▸ TASK OBJECTIVE
Copy exactly, please, the lines of the data from its start through the line containing "288.5, 308.5, 328.5];".

>> begin MATERIAL PROVIDED

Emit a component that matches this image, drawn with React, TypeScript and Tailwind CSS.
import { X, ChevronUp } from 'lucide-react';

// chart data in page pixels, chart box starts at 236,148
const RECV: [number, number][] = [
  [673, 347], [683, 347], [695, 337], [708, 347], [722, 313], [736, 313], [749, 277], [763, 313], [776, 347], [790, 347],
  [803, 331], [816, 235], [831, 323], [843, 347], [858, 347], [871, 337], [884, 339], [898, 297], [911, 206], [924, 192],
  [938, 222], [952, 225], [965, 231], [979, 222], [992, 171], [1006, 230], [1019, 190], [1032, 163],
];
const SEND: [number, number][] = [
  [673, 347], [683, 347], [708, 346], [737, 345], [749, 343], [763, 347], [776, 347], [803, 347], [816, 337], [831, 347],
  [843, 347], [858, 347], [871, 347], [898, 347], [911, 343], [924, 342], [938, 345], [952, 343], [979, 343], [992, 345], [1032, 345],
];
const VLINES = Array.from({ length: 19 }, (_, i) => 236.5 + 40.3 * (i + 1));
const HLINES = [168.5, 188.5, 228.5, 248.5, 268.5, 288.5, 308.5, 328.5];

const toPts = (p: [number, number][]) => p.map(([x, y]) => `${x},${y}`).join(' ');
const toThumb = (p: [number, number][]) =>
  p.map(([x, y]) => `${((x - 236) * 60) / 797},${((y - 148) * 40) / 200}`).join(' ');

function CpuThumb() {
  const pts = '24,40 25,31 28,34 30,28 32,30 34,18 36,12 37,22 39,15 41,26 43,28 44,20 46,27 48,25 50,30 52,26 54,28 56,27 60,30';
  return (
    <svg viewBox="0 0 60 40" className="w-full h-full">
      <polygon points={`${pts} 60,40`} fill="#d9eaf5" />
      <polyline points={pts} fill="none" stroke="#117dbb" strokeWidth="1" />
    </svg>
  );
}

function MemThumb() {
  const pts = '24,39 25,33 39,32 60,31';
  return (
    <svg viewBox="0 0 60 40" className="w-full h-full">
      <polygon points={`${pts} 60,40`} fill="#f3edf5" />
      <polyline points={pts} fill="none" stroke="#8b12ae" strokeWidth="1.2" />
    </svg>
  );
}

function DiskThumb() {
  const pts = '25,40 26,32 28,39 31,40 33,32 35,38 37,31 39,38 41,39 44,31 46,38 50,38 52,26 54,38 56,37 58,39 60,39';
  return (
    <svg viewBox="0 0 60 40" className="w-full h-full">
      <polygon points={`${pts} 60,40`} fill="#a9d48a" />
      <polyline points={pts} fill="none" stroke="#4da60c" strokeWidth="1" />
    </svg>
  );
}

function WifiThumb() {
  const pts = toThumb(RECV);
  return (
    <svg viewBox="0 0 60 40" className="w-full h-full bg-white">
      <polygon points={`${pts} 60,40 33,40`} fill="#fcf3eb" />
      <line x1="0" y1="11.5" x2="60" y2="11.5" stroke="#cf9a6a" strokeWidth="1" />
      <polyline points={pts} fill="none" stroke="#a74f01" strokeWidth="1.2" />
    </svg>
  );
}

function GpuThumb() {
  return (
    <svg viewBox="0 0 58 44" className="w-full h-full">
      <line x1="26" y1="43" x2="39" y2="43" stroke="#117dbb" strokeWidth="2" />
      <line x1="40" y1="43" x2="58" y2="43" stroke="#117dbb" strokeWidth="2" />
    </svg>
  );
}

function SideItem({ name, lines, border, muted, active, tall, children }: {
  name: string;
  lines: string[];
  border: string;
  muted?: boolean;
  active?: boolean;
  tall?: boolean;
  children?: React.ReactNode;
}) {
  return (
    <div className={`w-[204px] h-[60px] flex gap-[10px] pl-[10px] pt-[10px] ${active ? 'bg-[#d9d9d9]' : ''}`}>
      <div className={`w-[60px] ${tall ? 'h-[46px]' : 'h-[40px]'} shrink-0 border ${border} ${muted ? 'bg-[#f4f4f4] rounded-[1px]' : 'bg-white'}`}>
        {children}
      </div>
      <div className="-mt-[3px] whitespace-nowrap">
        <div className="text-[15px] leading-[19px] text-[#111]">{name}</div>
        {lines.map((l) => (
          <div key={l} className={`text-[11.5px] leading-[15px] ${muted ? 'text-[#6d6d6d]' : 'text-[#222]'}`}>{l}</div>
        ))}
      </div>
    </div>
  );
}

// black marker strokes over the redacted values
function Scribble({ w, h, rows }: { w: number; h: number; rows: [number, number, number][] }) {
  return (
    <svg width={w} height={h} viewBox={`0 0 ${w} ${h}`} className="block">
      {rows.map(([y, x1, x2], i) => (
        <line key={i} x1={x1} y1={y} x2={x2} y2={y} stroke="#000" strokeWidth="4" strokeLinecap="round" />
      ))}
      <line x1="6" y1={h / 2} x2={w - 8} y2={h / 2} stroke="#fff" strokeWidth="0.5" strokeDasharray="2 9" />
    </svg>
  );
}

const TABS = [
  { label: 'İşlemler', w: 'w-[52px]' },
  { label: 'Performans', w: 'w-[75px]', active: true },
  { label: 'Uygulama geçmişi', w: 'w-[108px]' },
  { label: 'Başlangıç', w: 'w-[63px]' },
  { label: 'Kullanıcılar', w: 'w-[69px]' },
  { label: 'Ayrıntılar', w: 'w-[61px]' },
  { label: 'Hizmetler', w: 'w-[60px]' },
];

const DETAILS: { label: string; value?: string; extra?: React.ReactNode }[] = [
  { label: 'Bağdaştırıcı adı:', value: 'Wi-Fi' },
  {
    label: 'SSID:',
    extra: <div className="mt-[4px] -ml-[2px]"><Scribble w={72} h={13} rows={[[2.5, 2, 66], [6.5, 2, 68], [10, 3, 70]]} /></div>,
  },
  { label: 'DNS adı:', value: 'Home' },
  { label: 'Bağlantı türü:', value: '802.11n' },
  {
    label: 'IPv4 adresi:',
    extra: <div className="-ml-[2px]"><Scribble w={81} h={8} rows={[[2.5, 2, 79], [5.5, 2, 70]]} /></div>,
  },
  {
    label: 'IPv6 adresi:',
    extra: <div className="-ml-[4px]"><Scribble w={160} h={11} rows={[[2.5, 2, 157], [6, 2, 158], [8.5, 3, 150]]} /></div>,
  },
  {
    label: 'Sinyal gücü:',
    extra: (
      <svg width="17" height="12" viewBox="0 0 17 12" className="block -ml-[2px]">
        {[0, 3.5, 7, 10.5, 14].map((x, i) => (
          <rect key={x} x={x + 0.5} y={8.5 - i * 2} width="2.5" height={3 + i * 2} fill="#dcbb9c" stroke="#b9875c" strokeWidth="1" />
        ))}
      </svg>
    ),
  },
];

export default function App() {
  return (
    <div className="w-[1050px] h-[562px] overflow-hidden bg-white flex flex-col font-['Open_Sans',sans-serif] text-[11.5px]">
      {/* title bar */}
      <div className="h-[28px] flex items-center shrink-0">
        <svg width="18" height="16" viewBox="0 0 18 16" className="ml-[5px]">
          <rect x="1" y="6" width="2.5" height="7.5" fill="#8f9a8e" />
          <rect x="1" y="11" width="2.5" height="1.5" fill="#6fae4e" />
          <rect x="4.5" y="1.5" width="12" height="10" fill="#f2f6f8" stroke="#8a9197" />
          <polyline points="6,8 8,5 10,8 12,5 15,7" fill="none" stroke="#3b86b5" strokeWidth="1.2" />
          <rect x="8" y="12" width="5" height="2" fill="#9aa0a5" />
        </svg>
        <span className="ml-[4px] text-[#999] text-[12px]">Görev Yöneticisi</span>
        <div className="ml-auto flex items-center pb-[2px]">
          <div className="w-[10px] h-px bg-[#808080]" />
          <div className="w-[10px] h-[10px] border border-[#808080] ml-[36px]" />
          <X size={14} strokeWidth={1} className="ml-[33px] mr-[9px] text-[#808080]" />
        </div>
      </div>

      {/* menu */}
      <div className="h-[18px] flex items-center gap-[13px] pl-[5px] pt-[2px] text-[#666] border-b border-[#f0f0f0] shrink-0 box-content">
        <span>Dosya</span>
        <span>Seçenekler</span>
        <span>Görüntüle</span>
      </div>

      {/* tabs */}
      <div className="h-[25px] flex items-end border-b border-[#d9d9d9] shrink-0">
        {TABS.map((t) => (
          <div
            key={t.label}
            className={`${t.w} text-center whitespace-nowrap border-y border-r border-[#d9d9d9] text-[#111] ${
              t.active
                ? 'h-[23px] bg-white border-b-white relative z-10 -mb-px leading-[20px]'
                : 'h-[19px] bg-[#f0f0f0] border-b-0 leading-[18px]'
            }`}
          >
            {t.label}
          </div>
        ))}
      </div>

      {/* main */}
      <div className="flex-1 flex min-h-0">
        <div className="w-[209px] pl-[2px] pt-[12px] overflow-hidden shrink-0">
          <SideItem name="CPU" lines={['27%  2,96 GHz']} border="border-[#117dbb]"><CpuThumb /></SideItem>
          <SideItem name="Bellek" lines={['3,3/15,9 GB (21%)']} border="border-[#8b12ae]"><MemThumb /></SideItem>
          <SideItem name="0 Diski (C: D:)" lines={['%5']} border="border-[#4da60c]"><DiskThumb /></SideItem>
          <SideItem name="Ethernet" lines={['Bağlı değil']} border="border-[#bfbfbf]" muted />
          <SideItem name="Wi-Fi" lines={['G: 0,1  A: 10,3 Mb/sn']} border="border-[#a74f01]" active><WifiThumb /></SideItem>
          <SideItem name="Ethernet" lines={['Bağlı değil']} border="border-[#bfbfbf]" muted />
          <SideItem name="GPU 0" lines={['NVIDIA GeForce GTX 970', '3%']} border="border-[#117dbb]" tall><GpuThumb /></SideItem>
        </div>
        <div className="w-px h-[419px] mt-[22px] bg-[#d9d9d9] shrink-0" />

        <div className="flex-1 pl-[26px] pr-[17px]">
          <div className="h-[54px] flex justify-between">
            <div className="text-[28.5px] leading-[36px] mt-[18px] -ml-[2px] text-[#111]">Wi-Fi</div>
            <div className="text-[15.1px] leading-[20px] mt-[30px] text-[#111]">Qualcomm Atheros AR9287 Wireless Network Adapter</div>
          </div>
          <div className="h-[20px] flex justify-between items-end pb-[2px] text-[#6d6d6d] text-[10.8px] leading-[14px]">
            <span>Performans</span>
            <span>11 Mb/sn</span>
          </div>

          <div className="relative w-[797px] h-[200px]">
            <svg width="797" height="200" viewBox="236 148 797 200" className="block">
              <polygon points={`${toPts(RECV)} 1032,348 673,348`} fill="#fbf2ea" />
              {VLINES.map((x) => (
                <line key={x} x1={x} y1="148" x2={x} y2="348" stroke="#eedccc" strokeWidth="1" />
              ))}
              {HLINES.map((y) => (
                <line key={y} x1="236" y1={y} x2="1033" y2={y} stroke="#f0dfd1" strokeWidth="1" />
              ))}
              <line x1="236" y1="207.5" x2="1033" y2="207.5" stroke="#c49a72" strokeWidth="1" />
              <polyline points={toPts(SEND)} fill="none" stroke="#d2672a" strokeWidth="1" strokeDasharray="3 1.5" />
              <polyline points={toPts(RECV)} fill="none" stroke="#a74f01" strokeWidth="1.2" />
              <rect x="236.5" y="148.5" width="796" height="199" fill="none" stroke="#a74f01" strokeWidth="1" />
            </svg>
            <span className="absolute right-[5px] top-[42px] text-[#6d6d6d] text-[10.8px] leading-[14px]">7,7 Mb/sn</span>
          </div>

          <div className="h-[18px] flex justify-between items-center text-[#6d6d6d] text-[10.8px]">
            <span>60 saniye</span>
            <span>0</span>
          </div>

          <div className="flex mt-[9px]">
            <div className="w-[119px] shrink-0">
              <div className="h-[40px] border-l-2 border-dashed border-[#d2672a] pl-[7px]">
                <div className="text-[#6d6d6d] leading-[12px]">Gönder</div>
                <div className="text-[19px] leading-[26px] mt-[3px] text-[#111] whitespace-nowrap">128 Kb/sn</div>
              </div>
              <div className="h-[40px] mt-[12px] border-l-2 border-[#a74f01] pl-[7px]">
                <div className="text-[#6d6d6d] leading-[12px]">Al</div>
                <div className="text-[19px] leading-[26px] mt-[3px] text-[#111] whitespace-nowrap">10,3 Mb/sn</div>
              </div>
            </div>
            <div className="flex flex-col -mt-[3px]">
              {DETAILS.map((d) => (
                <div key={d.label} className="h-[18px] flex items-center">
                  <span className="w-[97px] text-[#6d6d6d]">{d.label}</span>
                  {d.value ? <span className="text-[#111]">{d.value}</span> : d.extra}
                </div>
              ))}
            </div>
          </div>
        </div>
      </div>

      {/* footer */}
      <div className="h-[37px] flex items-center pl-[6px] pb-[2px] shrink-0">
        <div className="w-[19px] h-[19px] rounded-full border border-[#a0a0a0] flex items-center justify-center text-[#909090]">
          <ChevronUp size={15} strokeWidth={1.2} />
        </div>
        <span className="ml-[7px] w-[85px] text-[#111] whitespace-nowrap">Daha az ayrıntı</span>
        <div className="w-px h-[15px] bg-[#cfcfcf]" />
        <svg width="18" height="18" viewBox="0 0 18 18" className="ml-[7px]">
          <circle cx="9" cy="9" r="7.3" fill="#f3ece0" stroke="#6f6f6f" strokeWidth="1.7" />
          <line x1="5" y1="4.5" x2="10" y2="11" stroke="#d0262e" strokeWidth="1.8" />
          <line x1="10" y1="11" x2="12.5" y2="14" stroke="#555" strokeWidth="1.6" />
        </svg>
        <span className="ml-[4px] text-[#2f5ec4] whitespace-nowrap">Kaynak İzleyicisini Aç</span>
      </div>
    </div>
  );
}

>> end MATERIAL PROVIDED

▸ RESULT OF THIS EXERCISE
Emit a component that matches this image, drawn with React, TypeScript and Tailwind CSS.
import { X, ChevronUp } from 'lucide-react';

// chart data in page pixels, chart box starts at 236,148
const RECV: [number, number][] = [
  [673, 347], [683, 347], [695, 337], [708, 347], [722, 313], [736, 313], [749, 277], [763, 313], [776, 347], [790, 347],
  [803, 331], [816, 235], [831, 323], [843, 347], [858, 347], [871, 337], [884, 339], [898, 297], [911, 206], [924, 192],
  [938, 222], [952, 225], [965, 231], [979, 222], [992, 171], [1006, 230], [1019, 190], [1032, 163],
];
const SEND: [number, number][] = [
  [673, 347], [683, 347], [708, 346], [737, 345], [749, 343], [763, 347], [776, 347], [803, 347], [816, 337], [831, 347],
  [843, 347], [858, 347], [871, 347], [898, 347], [911, 343], [924, 342], [938, 345], [952, 343], [979, 343], [992, 345], [1032, 345],
];
const VLINES = Array.from({ length: 19 }, (_, i) => 236.5 + 40.3 * (i + 1));
const HLINES = [168.5, 188.5, 228.5, 248.5, 268.5, 288.5, 308.5, 328.5];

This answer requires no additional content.